Eric Pritchard’s Caregiver Journey

This is a firsthand account submitted through SWHR’s Share Your Story portal, as part of SWHR’s Women’s Health Perspective series.

My and my wife’s story – our story – is about a disease that overwhelmingly impacts women, as women are five to eight times more likely than men to have thyroid problems. My wife, Linda, developed the symptoms of hypothyroidism, which occurs when the thyroid gland doesn’t make enough of the thyroid hormone, in 2002. We didn’t realize at the time that she suffers from a disease closely related to hypothyroidism but is actually different in its function and physiology.
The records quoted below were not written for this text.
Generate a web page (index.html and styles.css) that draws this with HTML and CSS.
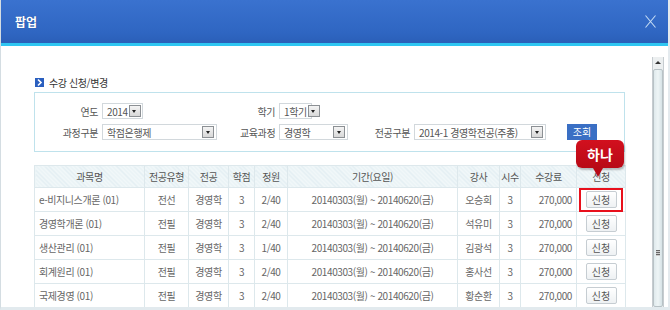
FILE: index.html
```html
<!DOCTYPE html>
<html lang="ko">
<head>
  <meta charset="UTF-8" />
  <title>팝업</title>
  <link rel="stylesheet" href="styles.css">
</head>
<body>
  <div class="popup">
    <div class="popup-head">
      <h1>팝업</h1>
      <span class="close">
        <svg width="11" height="13" viewBox="0 0 11 13"><path d="M0.5 0.5 L10.5 12.5 M10.5 0.5 L0.5 12.5" stroke="#c4dcf4" stroke-width="1.1" fill="none"/></svg>
      </span>
    </div>
    <div class="popup-body">
      <div class="content">
        <h2 class="sec-title">
          <span class="sec-icon"><svg width="9" height="9" viewBox="0 0 9 9"><path d="M3 1.5 L6 4.5 L3 7.5" stroke="#fff" stroke-width="1.6" fill="none"/></svg></span>
          수강 신청/변경
        </h2>

        <div class="search-box">
          <div class="search-grid">
            <label>연도</label>
            <div><span class="sel w-year">2014<i class="dd"></i></span></div>
            <label>학기</label>
            <div><span class="sel w-term">1학기<i class="dd"></i></span></div>
            <span></span><span></span><span></span>

            <label>과정구분</label>
            <div><span class="sel w-course">학점은행제<i class="dd"></i></span></div>
            <label>교육과정</label>
            <div><span class="sel w-edu">경영학<i class="dd"></i></span></div>
            <label>전공구분</label>
            <div><span class="sel w-major">2014-1 경영학전공(주종)<i class="dd"></i></span></div>
            <div class="btn-cell"><button type="button" class="btn-search">조회</button></div>
          </div>
        </div>

        <table class="course-table">
          <colgroup>
            <col style="width:110px"><col style="width:44px"><col style="width:40px"><col style="width:26px"><col style="width:33px">
            <col style="width:170px"><col style="width:42px"><col style="width:21px"><col style="width:56px"><col style="width:49px">
          </colgroup>
          <thead>
            <tr>
              <th>과목명</th><th>전공유형</th><th>전공</th><th>학점</th><th>정원</th>
              <th>기간(요일)</th><th>강사</th><th>시수</th><th>수강료</th><th>신청</th>
            </tr>
          </thead>
          <tbody>
            <tr>
              <td class="name">e-비지니스개론 (01)</td><td>전선</td><td>경영학</td><td>3</td><td>2/40</td>
              <td>20140303(월) ~ 20140620(금)</td><td>오승희</td><td>3</td><td class="fee">270,000</td>
              <td class="apply">
                <button type="button" class="btn-apply">신청</button>
                <span class="highlight"></span>
                <span class="tip">하나</span>
              </td>
            </tr>
            <tr>
              <td class="name">경영학개론 (01)</td><td>전필</td><td>경영학</td><td>3</td><td>2/40</td>
              <td>20140303(월) ~ 20140620(금)</td><td>석유미</td><td>3</td><td class="fee">270,000</td>
              <td class="apply"><button type="button" class="btn-apply">신청</button></td>
            </tr>
            <tr>
              <td class="name">생산관리 (01)</td><td>전필</td><td>경영학</td><td>3</td><td>1/40</td>
              <td>20140303(월) ~ 20140620(금)</td><td>김광석</td><td>3</td><td class="fee">270,000</td>
              <td class="apply"><button type="button" class="btn-apply">신청</button></td>
            </tr>
            <tr>
              <td class="name">회계원리 (01)</td><td>전필</td><td>경영학</td><td>3</td><td>2/40</td>
              <td>20140303(월) ~ 20140620(금)</td><td>홍사선</td><td>3</td><td class="fee">270,000</td>
              <td class="apply"><button type="button" class="btn-apply">신청</button></td>
            </tr>
            <tr>
              <td class="name">국제경영 (01)</td><td>전필</td><td>경영학</td><td>3</td><td>2/40</td>
              <td>20140303(월) ~ 20140620(금)</td><td>황순환</td><td>3</td><td class="fee">270,000</td>
              <td class="apply"><button type="button" class="btn-apply">신청</button></td>
            </tr>
          </tbody>
        </table>
      </div>

      <div class="scrollbar">
        <span class="arrow-up"></span>
        <div class="thumb"><span class="grip"></span></div>
      </div>
    </div>
  </div>
</body>
</html>
```

FILE: styles.css
```css
* {
  box-sizing: border-box;
}
body {
  margin: 0;
  font-family: "Noto Sans CJK KR", "Noto Sans", sans-serif;
  font-size: 10px;
  letter-spacing: -0.4px;
  color: #666;
  background: #fff;
}
.popup {
  width: 670px;
  height: 310px;
  overflow: hidden;
  border-left: 1px solid #d4dde2;
  border-right: 2px solid #e4eaee;
  border-bottom: 3px solid #e2eaee;
  display: flex;
  flex-direction: column;
}
.popup-head {
  height: 46px;
  flex: none;
  background: linear-gradient(#3a72cf, #2f66c2 75%, #2a5fb8);
  border-bottom: 3px solid #2ec6f2;
  display: flex;
  align-items: center;
  justify-content: space-between;
  padding: 0 12px 0 14px;
}
.popup-head h1 {
  margin: 0;
  font-size: 12px;
  font-weight: bold;
  letter-spacing: 0;
  color: #fff;
  text-shadow: 0 0 1px rgba(0,0,0,0.3);
}
.close {
  display: flex;
}
.popup-body {
  flex: 1;
  display: flex;
  min-height: 0;
}
.content {
  flex: 1;
  padding: 29px 27px 0 33px;
  min-width: 0;
}
.sec-title {
  margin: 0 0 3px;
  height: 14px;
  display: flex;
  align-items: center;
  gap: 5px;
  font-size: 10px;
  font-weight: normal;
  color: #333;
}
.sec-icon {
  width: 9px;
  height: 9px;
  background: #2a5fbf;
  display: flex;
  margin-left: 1px;
}
.search-box {
  border: 1px solid #bfe2ec;
  height: 60px;
  padding: 10px 0 0;
}
.search-grid {
  display: grid;
  grid-template-columns: 67px 138px 39px 95px 40px 132px auto;
  grid-auto-rows: 16px;
  row-gap: 5px;
  align-items: center;
}
.search-grid label {
  text-align: right;
  padding-right: 4px;
  color: #555;
  white-space: nowrap;
}
.sel {
  display: flex;
  align-items: center;
  justify-content: space-between;
  height: 16px;
  border: 1px solid #d2d8dc;
  background: #fff;
  padding: 0 2px 0 4px;
  color: #555;
  white-space: nowrap;
}
.w-year { width: 41px; }
.w-term { width: 33px; }
.w-course { width: 115px; }
.w-edu { width: 69px; }
.w-major { width: 132px; }
.dd {
  flex: none;
  width: 12px;
  height: 12px;
  border: 1px solid #8c9094;
  background: linear-gradient(#f4f4f4, #d8d8d8);
  position: relative;
  margin-left: 1px;
}
.dd::after {
  content: "";
  position: absolute;
  left: 2.5px;
  top: 4px;
  border-left: 2.5px solid transparent;
  border-right: 2.5px solid transparent;
  border-top: 3px solid #222;
}
.btn-cell {
  padding-left: 21px;
}
.btn-search {
  width: 30px;
  height: 16px;
  padding: 0;
  border: none;
  background: #3a6fc4;
  color: #fff;
  font-family: inherit;
  font-size: 10px;
  line-height: 16px;
}
.course-table {
  margin-top: 13px;
  width: 591px;
  border-collapse: collapse;
  table-layout: fixed;
}
.course-table th,
.course-table td {
  border: 1px solid #dde8ec;
  padding: 0;
  text-align: center;
  white-space: nowrap;
  overflow: visible;
}
.course-table th {
  height: 22px;
  font-weight: normal;
  color: #555;
  background: repeating-linear-gradient(45deg, #e2eef2 0 1px, #f1f7f9 1px 3px);
}
.course-table td {
  height: 24px;
  color: #666;
}
.course-table td.name {
  text-align: left;
  padding-left: 4px;
}
.course-table td.fee {
  text-align: right;
  padding-right: 4px;
}
.course-table td.apply {
  position: relative;
}
.btn-apply {
  width: 31px;
  height: 17px;
  padding: 0;
  border: 1px solid #c6cdd2;
  border-radius: 2px;
  background: linear-gradient(#fff, #eef1f3);
  color: #555;
  font-family: inherit;
  font-size: 10px;
  line-height: 15px;
  vertical-align: middle;
}
.highlight {
  position: absolute;
  left: 2px;
  top: 0;
  width: 44px;
  height: 24px;
  border: 2px solid #e8101c;
}
.tip {
  position: absolute;
  left: -1px;
  top: -48px;
  width: 48px;
  height: 28px;
  border-radius: 6px;
  background: linear-gradient(#d2101e, #b80a16);
  color: #fff;
  font-size: 14px;
  font-weight: bold;
  letter-spacing: 0;
  line-height: 28px;
  text-align: center;
  box-shadow: 1px 2px 2px rgba(0,0,0,0.25);
}
.tip::after {
  content: "";
  position: absolute;
  left: 17px;
  bottom: -9px;
  border-left: 5px solid transparent;
  border-right: 5px solid transparent;
  border-top: 9px solid #b80a16;
}
.scrollbar {
  flex: none;
  width: 12px;
  margin: 11px 4px 0 0;
  background: #eceff0;
  border-left: 1px solid #c6ccd0;
  border-right: 1px solid #c6ccd0;
  display: flex;
  flex-direction: column;
  align-items: center;
}
.arrow-up {
  margin-top: 4px;
  border-left: 3px solid transparent;
  border-right: 3px solid transparent;
  border-bottom: 3px solid #333;
}
.thumb {
  margin-top: 5px;
  flex: 1;
  width: 10px;
  border: 1px solid #b8c2c6;
  border-radius: 2px;
  background: linear-gradient(90deg, #dfe9ec, #eef5f6 50%, #d6e2e6);
  position: relative;
}
.grip {
  position: absolute;
  left: 2px;
  top: 180px;
  width: 4px;
  height: 6px;
  background: repeating-linear-gradient(#666 0 1px, #ccc 1px 2px);
}
```
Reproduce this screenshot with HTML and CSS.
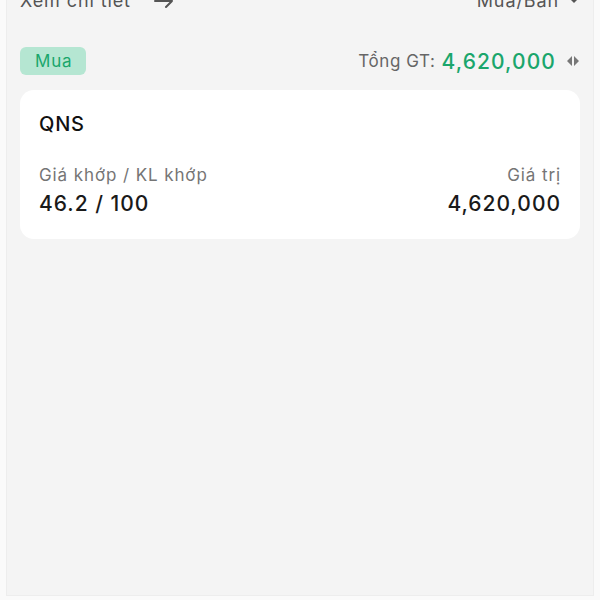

She was dutifully treated with levothyroxine, an approved endocrinology treatment. While it did normalize her thyroid-stimulating hormone (TSH), it did not mitigate her symptoms. My wife renewed her request for an alternative Food and Drug Administration (FDA) approved hormone replacement, which is also safe and effective – but she was not granted the treatment due to what I understand to be general hypothyroidism practice policy. She suffered up until the time she could see her first endocrinologist and continued to suffer for another year with her body running slow all over. Then her second endocrinologist changed her prescription amount. She ended up going to her general practitioner to get her necessary prescriptions filled, which worked for a few years util she needed more alternative hormones.

Then, she saw a third endocrinologist, who tried a different treatment alternative. It was only so-so. So, she went to her mother’s general practitioner, who prescribed another alternative treatment, which worked for a decade, until he retired. Then, we had to find another doctor.

I wrote a scientific appeal to try and get my wife the treatment she needs.

Now, I write and submit articles of our story, but medicine and its journals are not always as altruistic and patient-centered as we would like to believe.